The Burton Fish has a Carbon I-Beam™? through the middle which gives it just the right amount of directional flex you need. In my view it feels overall moderately stiff at around a 6 to 7 and slightly stiffer in the tail than the nose.
Anyway, when grabbing the Fish you're really after its ability to slay powder......, so how does it go here?
Well it's just freaking awesome.
And this is where the Burton Fish truly comes to life. You can instantly feel it's in its zone when you're banging it through the untouched powdery side pockets. The Fish really just eats these fresh areas completely up. I trekked and rode a couple of back country drop offs through lengthy fresh waist deep + powder and this thing floats like a feather. You look down and notice that big rocker in the nose beautifully plaining up that silky green nose out of the powdery deep gulping for air. With freeride boards you've generally got to be mindful of where your weight distribution is through the deep stuff even with a dialed back stance. The Fish mostly does this all for you. Forget that rear leg burn as you'll only going to get that from blasting powder showers all over yourself on every turn.
So the Burton Fish is one of those boards you'll instantly fall in love with from the first day of riding. It can carve a decent solid line but most importantly float like a real angel over powder. It's so damn surfy and maneuverable due to its directionally tapered flat top design.

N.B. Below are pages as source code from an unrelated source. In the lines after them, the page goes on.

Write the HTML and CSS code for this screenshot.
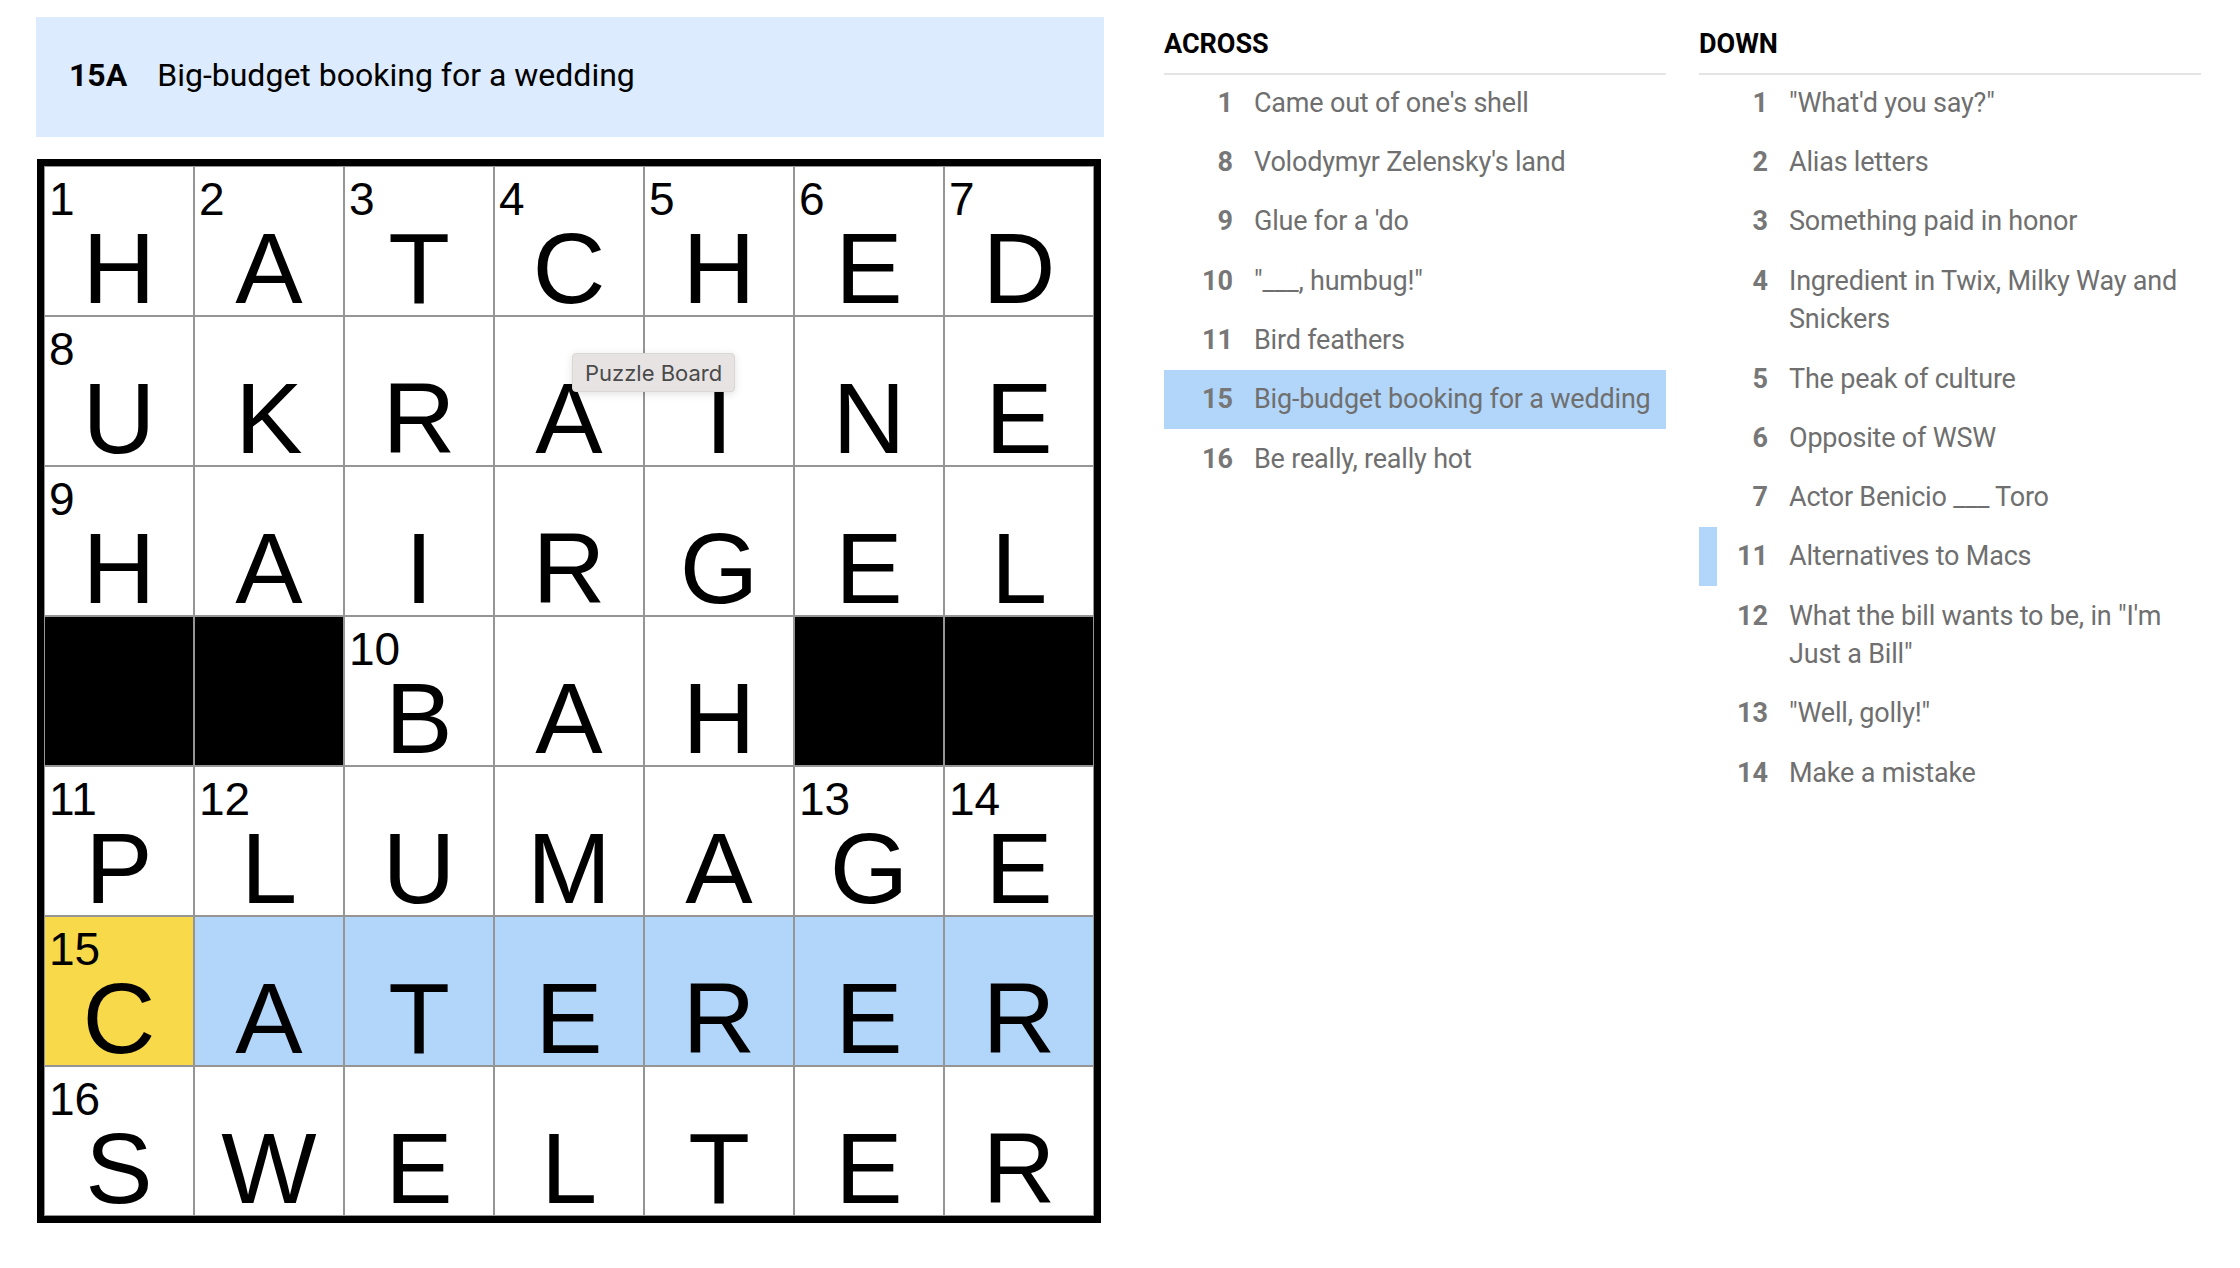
FILE: index.html
```html
<!DOCTYPE html>
<html lang="en">
<head>
<meta charset="utf-8">
<title>Crossword</title>
<link rel="stylesheet" href="styles.css">
</head>
<body>
<div class="app">
  <section class="board-col">
    <div class="clue-bar">
      <span class="clue-bar-num">15A</span>
      <span class="clue-bar-text">Big-budget booking for a wedding</span>
    </div>
    <div class="board-wrap">
      <div class="grid">
        <div class="cell"><span class="num">1</span><span class="letter">H</span></div>
        <div class="cell"><span class="num">2</span><span class="letter">A</span></div>
        <div class="cell"><span class="num">3</span><span class="letter">T</span></div>
        <div class="cell"><span class="num">4</span><span class="letter">C</span></div>
        <div class="cell"><span class="num">5</span><span class="letter">H</span></div>
        <div class="cell"><span class="num">6</span><span class="letter">E</span></div>
        <div class="cell"><span class="num">7</span><span class="letter">D</span></div>

        <div class="cell"><span class="num">8</span><span class="letter">U</span></div>
        <div class="cell"><span class="letter">K</span></div>
        <div class="cell"><span class="letter">R</span></div>
        <div class="cell"><span class="letter">A</span></div>
        <div class="cell"><span class="letter">I</span></div>
        <div class="cell"><span class="letter">N</span></div>
        <div class="cell"><span class="letter">E</span></div>

        <div class="cell"><span class="num">9</span><span class="letter">H</span></div>
        <div class="cell"><span class="letter">A</span></div>
        <div class="cell"><span class="letter">I</span></div>
        <div class="cell"><span class="letter">R</span></div>
        <div class="cell"><span class="letter">G</span></div>
        <div class="cell"><span class="letter">E</span></div>
        <div class="cell"><span class="letter">L</span></div>

        <div class="cell block"></div>
        <div class="cell block"></div>
        <div class="cell"><span class="num">10</span><span class="letter">B</span></div>
        <div class="cell"><span class="letter">A</span></div>
        <div class="cell"><span class="letter">H</span></div>
        <div class="cell block"></div>
        <div class="cell block"></div>

        <div class="cell"><span class="num">11</span><span class="letter">P</span></div>
        <div class="cell"><span class="num">12</span><span class="letter">L</span></div>
        <div class="cell"><span class="letter">U</span></div>
        <div class="cell"><span class="letter">M</span></div>
        <div class="cell"><span class="letter">A</span></div>
        <div class="cell"><span class="num">13</span><span class="letter">G</span></div>
        <div class="cell"><span class="num">14</span><span class="letter">E</span></div>

        <div class="cell selected"><span class="num">15</span><span class="letter">C</span></div>
        <div class="cell word"><span class="letter">A</span></div>
        <div class="cell word"><span class="letter">T</span></div>
        <div class="cell word"><span class="letter">E</span></div>
        <div class="cell word"><span class="letter">R</span></div>
        <div class="cell word"><span class="letter">E</span></div>
        <div class="cell word"><span class="letter">R</span></div>

        <div class="cell"><span class="num">16</span><span class="letter">S</span></div>
        <div class="cell"><span class="letter">W</span></div>
        <div class="cell"><span class="letter">E</span></div>
        <div class="cell"><span class="letter">L</span></div>
        <div class="cell"><span class="letter">T</span></div>
        <div class="cell"><span class="letter">E</span></div>
        <div class="cell"><span class="letter">R</span></div>
      </div>
      <div class="tooltip">Puzzle Board</div>
    </div>
  </section>

  <section class="clues">
    <div class="clue-col">
      <h2 class="clue-head">ACROSS</h2>
      <ol class="clue-list">
        <li class="clue"><span class="clue-num">1</span><span class="clue-text">Came out of one's shell</span></li>
        <li class="clue"><span class="clue-num">8</span><span class="clue-text">Volodymyr Zelensky's land</span></li>
        <li class="clue"><span class="clue-num">9</span><span class="clue-text">Glue for a 'do</span></li>
        <li class="clue"><span class="clue-num">10</span><span class="clue-text">"___, humbug!"</span></li>
        <li class="clue"><span class="clue-num">11</span><span class="clue-text">Bird feathers</span></li>
        <li class="clue clue-active"><span class="clue-num">15</span><span class="clue-text">Big-budget booking for a wedding</span></li>
        <li class="clue"><span class="clue-num">16</span><span class="clue-text">Be really, really hot</span></li>
      </ol>
    </div>
    <div class="clue-col">
      <h2 class="clue-head">DOWN</h2>
      <ol class="clue-list">
        <li class="clue"><span class="clue-num">1</span><span class="clue-text">"What'd you say?"</span></li>
        <li class="clue"><span class="clue-num">2</span><span class="clue-text">Alias letters</span></li>
        <li class="clue"><span class="clue-num">3</span><span class="clue-text">Something paid in honor</span></li>
        <li class="clue"><span class="clue-num">4</span><span class="clue-text">Ingredient in Twix, Milky Way and Snickers</span></li>
        <li class="clue"><span class="clue-num">5</span><span class="clue-text">The peak of culture</span></li>
        <li class="clue"><span class="clue-num">6</span><span class="clue-text">Opposite of WSW</span></li>
        <li class="clue"><span class="clue-num">7</span><span class="clue-text">Actor Benicio ___ Toro</span></li>
        <li class="clue clue-cross"><span class="clue-num">11</span><span class="clue-text">Alternatives to Macs</span></li>
        <li class="clue"><span class="clue-num">12</span><span class="clue-text">What the bill wants to be, in "I'm Just a Bill"</span></li>
        <li class="clue"><span class="clue-num">13</span><span class="clue-text">"Well, golly!"</span></li>
        <li class="clue"><span class="clue-num">14</span><span class="clue-text">Make a mistake</span></li>
      </ol>
    </div>
  </section>
</div>
</body>
</html>
```

FILE: styles.css
```css
* { box-sizing: border-box; }

html, body {
  margin: 0;
  padding: 0;
  background: #ffffff;
}

body {
  font-family: Roboto, "Liberation Sans", Arial, sans-serif;
  color: #000;
}

.app {
  display: flex;
  align-items: flex-start;
  gap: 60px;
  padding: 17px 0 0 36px;
}

/* ---------- left column ---------- */
.board-col {
  width: 1068px;
  flex: none;
  display: flex;
  flex-direction: column;
  gap: 22px;
}

.clue-bar {
  height: 120px;
  background: #dcebfd;
  display: flex;
  align-items: center;
  gap: 30px;
  padding-left: 33px;
  padding-bottom: 5px;
  font-size: 32px;
  line-height: 1;
}

.clue-bar-num {
  font-weight: 700;
}

.clue-bar-text {
  font-weight: 400;
}

.board-wrap {
  position: relative;
  margin-left: 1px;
}

.grid {
  display: grid;
  grid-template-columns: repeat(7, 150px);
  grid-auto-rows: 150px;
  width: max-content;
  border: 7px solid #000;
  background: #fff;
  font-family: "Liberation Sans", Arial, sans-serif;
}

.cell {
  position: relative;
  border: 1px solid #959595;
  background: #fff;
  display: flex;
  justify-content: center;
  align-items: flex-end;
}

.cell.block {
  background: #000;
}

.cell.word {
  background: #b2d6f9;
}

.cell.selected {
  background: #f8d949;
}

.num {
  position: absolute;
  top: 9px;
  left: 4px;
  font-size: 46px;
  line-height: 1;
}

.letter {
  font-size: 101px;
  line-height: 1;
  margin-bottom: -4px;
}

.tooltip {
  position: absolute;
  left: 535px;
  top: 194px;
  height: 39px;
  padding: 0 12px;
  display: flex;
  align-items: center;
  background: #e7e3e3;
  border: 1px solid #dad6d6;
  border-radius: 4px;
  box-shadow: 0 2px 8px rgba(0, 0, 0, 0.12);
  font-family: Inter, "Noto Sans", sans-serif;
  font-size: 22px;
  color: #4a4a4a;
  white-space: nowrap;
}

/* ---------- clue lists ---------- */
.clues {
  display: flex;
  gap: 33px;
  padding-top: 11px;
}

.clue-col {
  width: 502px;
  flex: none;
}

.clue-head {
  margin: 0;
  font-size: 27px;
  line-height: 32px;
  font-weight: 700;
  padding-bottom: 13px;
  border-bottom: 2px solid #e4e4e4;
}

.clue-list {
  list-style: none;
  margin: -1.5px 0 0;
  padding: 0;
}

.clue {
  display: flex;
  align-items: flex-start;
  padding: 10.4px 0;
  font-size: 27px;
  line-height: 38.5px;
  color: #6f6f6f;
}

.clue-num {
  flex: none;
  width: 69px;
  text-align: right;
  font-weight: 700;
  color: #777;
  margin-right: 21px;
}

.clue-text {
  flex: 1;
  letter-spacing: -0.2px;
}

.clue-active {
  background: #b2d6f9;
}

.clue-cross {
  background: linear-gradient(to right, #b2d6f9 18px, transparent 18px);
}
```
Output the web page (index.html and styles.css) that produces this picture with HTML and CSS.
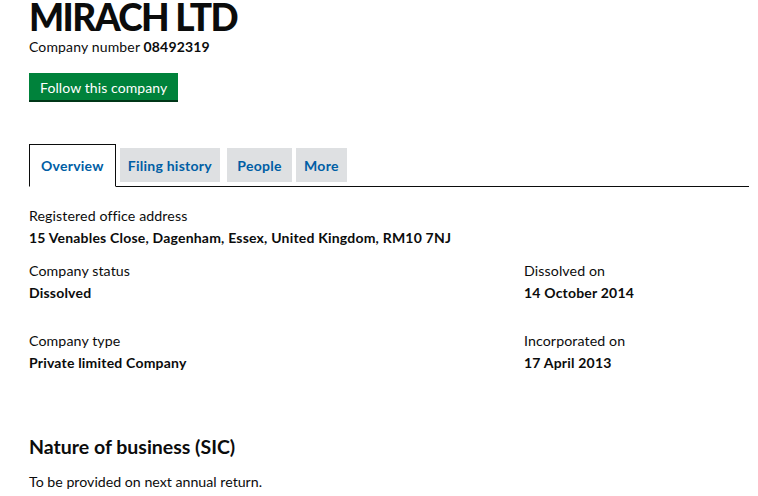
FILE: index.html
```html
<!DOCTYPE html>
<html lang="en">
<head>
<meta charset="utf-8">
<title>MIRACH LTD</title>
<link rel="stylesheet" href="styles.css">
</head>
<body>
<main class="page">
  <header class="company-header">
    <h1 class="company-name">MIRACH LTD</h1>
    <p class="company-number">Company number <strong>08492319</strong></p>
    <a class="button-follow" href="#">Follow this company</a>
  </header>

  <nav class="tabs">
    <a class="tab tab-active" href="#">Overview</a>
    <a class="tab" href="#">Filing history</a>
    <a class="tab tab-people" href="#">People</a>
    <a class="tab" href="#">More</a>
  </nav>

  <section class="overview">
    <dl class="field">
      <dt>Registered office address</dt>
      <dd>15 Venables Close, Dagenham, Essex, United Kingdom, RM10 7NJ</dd>
    </dl>

    <div class="grid">
      <dl class="field">
        <dt>Company status</dt>
        <dd>Dissolved</dd>
      </dl>
      <dl class="field">
        <dt>Dissolved on</dt>
        <dd>14 October 2014</dd>
      </dl>
      <dl class="field">
        <dt>Company type</dt>
        <dd>Private limited Company</dd>
      </dl>
      <dl class="field">
        <dt>Incorporated on</dt>
        <dd>17 April 2013</dd>
      </dl>
    </div>

    <h2 class="section-heading">Nature of business (SIC)</h2>
    <p class="body-text">To be provided on next annual return.</p>
  </section>
</main>
</body>
</html>
```

FILE: styles.css
```css
html, body {
  margin: 0;
  padding: 0;
  background: #ffffff;
}

body {
  font-family: Lato, "Noto Sans", "Liberation Sans", sans-serif;
  color: #0b0c0c;
}

.page {
  padding: 0 9px 0 29px;
}

.company-name {
  margin: 0;
  font-size: 37px;
  font-weight: 900;
  line-height: 34px;
  letter-spacing: -1.6px;
}

.company-number {
  margin: 4px 0 0;
  font-size: 14px;
  line-height: 18px;
  letter-spacing: 0.15px;
}

.company-number strong {
  font-weight: 700;
}

.button-follow {
  display: inline-block;
  margin-top: 17px;
  padding: 0 11px;
  height: 27px;
  line-height: 29px;
  background: #00823b;
  box-shadow: 0 2px 0 #003618;
  color: #ffffff;
  font-size: 14px;
  letter-spacing: 0.1px;
  text-decoration: none;
}

.tabs {
  display: flex;
  align-items: flex-end;
  gap: 4px;
  margin-top: 44px;
  border-bottom: 1px solid #0b0c0c;
  height: 42px;
}

.tab {
  display: flex;
  align-items: center;
  height: 34px;
  margin-bottom: 4px;
  padding: 0 8px;
  background: #dee0e2;
  color: #005ea5;
  font-size: 14px;
  font-weight: 700;
  letter-spacing: 0.25px;
  text-decoration: none;
}

.tab-people {
  margin-left: 3px;
  padding: 0 10.5px;
}

.tab-active {
  height: 41px;
  margin-bottom: -1px;
  padding: 0 11px;
  background: #ffffff;
  border: 1px solid #0b0c0c;
  border-bottom-color: #ffffff;
}

.overview {
  padding-top: 20px;
}

.field {
  margin: 0;
}

.field dt {
  font-size: 14.2px;
  line-height: 17px;
  letter-spacing: 0.1px;
}

.field dd {
  margin: 5px 0 0;
  font-size: 14px;
  font-weight: 700;
  line-height: 17px;
  letter-spacing: 0.2px;
}

.grid {
  display: grid;
  grid-template-columns: 495px 1fr;
  row-gap: 31px;
  margin-top: 16px;
}

.section-heading {
  margin: 65px 0 0;
  font-size: 19.5px;
  font-weight: 700;
  line-height: 22px;
}

.body-text {
  margin: 15px 0 0;
  font-size: 14.2px;
  line-height: 17px;
}
```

The Burton Fish is a 100% keeper.
An easy 5 stars *****
Excellent Powder Board
I have a 2007 version of this board in a 160. I still ride it now on a full on powder day. It is brilliant - I can't recommend it enough. More smiles per mile than any other board. And when the powder has all gone and the conditions are heavy and bumpy it will still handle OK - runs on the flat easily.
We had a great season here in VT last year and rode this in pow a lot. If you want to make the most out of the deep days and have people screaming from the lift as you effortlessly surf and bang shiftys down untouched get a fish. You'll also ride all day because you don't get leg burn. And forget about ever sinking that nose. In the tight VT woods the shorter board with no tail makes a lot of sense. On groomers its ok. It ollies like crazy and has an epic slash
I loved my 148 Burton Root, then I bought my 151 Fish late February 2014. It's all I ride now. I've switched between it, my Root, and my 155 Jeremy Jones Mountain Twin a couple times for comparison, but the Fish wins every time. The Root has a softer flex and a flat top profile but a lot less edghold. The Jones is more work in the tight stuff, has a slower base, and is a lot less stable.The Fish is of course superior in pow--no more rear leg burn! The float is unreal. It just levitates over everything and zipping the tail
around in tight trees or moguls is pure joy; it's so fishy! Spins are super easy, too. And don't let anyone tell you you can't ride it switch; it rides very well switch because that big s-shaped nose is super forgiving. The s-rockered Fish is a blast in moguls and hard pack. It's stable at hypersonic speed yet is never even remotely catchy. Very confidence inspiring. There are better pure carving and park boards, certainly, but for all around slayability, I recommend the Fish. It's extraordinarily fun and secure everywhere. Most of the camber is under the rear binding and you can use this to drive the board by bearing down on your back foot. You'll carve better and go faster on groomers. In pow, just lean way back and sink the tail to control speed on the steeps--it's like having a rear brake. You can also easily move the bindings around: further back for the deepest days; further forward for hard pack. In short, the Fish is an excellent and multifaceted tool for slaying all the mountain has to offer.
not just hype
I\'ve had a couple different powder boards that I thought were good. A good friend of mine who has been riding for 20 years or so and has about 50 boards in his quiver (no joke) was swearing by the Fish.
So I picked up a 160 and like it so much I got rid of all my other pow boards.
(A little big for her) I got my wife to give it a shot also. She liked it so much she gave me permission to buy one for her. So next time we get another storm we\'ll be trying out her new Fishcuit 150.
In my opinion, the Fish is worth spending the extra $ over the cheaper pow boards. Buy once and buy right, you will spend more $ in the long run buying twice.